Et là, la bât blessera, la culture brassicole est construite, pour l’essentiel, autour des volumes, avant tout des volumes et surtout des volumes. De positionnement de niche il n’a presque jamais été question, du moins chez les principaux producteurs, jusqu’il y a peu. Certes, un vent de fraîcheur souffle depuis une décennie sur les cols des verres, les productions à façon ou non explosent, les saveurs, les textures, les robes turbides ou non se multiplient plus vite que les lapins au printemps, et c’est une bonne nouvelle, plus il y aura de produits nouveaux, originaux, géniaux ou pas, plus on aura de quoi en parler à bâtons rompus dès que l’on se rencontrera.

Il en va de même de la verrerie. Les verres à bière, un produit/un verre, font partie du marketing global brassicole, mais, très paradoxalement, dans l’immense majorité des cas ils ne servent à rien. Du moins en vue de la dégustation. Ils ne mettent pas les arômes en valeur, puisque leur buvant est toujours plus large que la base des globes.
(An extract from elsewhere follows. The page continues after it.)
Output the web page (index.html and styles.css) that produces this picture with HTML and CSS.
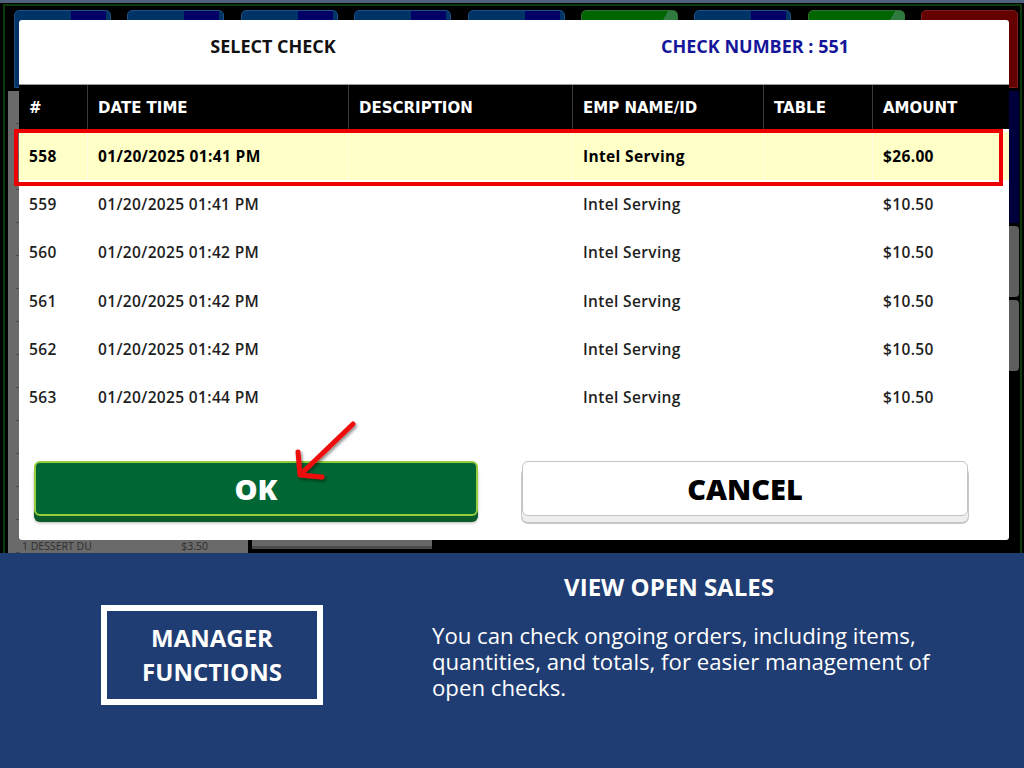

« Le bonheur c’est facile quand on met du sien »

Jef Bodart

Certes, c’est une filiation du Calice, histoire de conférer à la bière un semblant de ce mysticisme qu’elle recherche désespérément. C’est un peu l’histoire des Trappistes et des bière d’Abbaye dont nous faisons tant de cas. Qu’en est il réellement d’un point de vue historique ? Quel était l’usage de ces boissons ? Un aliment pour les travailleurs, pour les pensionnaires, mais jamais un produit pour célébrer le culte. Ce n’est donc pas en se référant en permanence à un passé un peu brumeux que la bière gagnera le respect qui lui est dû.

Il faut que les brasseurs décident clairement d’une politique à deux vitesses, d’une part les restaurants et autres lieux de prescription, d’autre part une consommation quotidienne traditionnelle plus volumineuse. Ce deux axes ne sont pas antinomiques, loin s’en faut, ils sont au contraire complémentaires, mais ils demandent deux manières de penser différentes. Un peu comme opère le groupe Spadel sur le marché belge. Le produit est toujours le même, de l’eau, mais il est proposé de manière différente, positionné autrement suivant le niveau des établissements.

La bière est un vin comme les autres, cessons de nous poser des questions idiotes de sémantique ou de positionnement à propos de ses officiants. Le rôle du sommelier dans un restaurant est de s’occuper de tous les liquides, de l’eau au café en passant par le vin, la bière, les alcools et même les cigares. Le Zizitologue est un sommelier, et pas un sommelier bière, un sommelier tout court à part entière. D’aussi loin que je m’en souvienne, dans les concours de sommelerie, et pas qu’en Belgique, il y a toujours eu des questions à propos de la bière. C’est donc qu’il y a une formation commune.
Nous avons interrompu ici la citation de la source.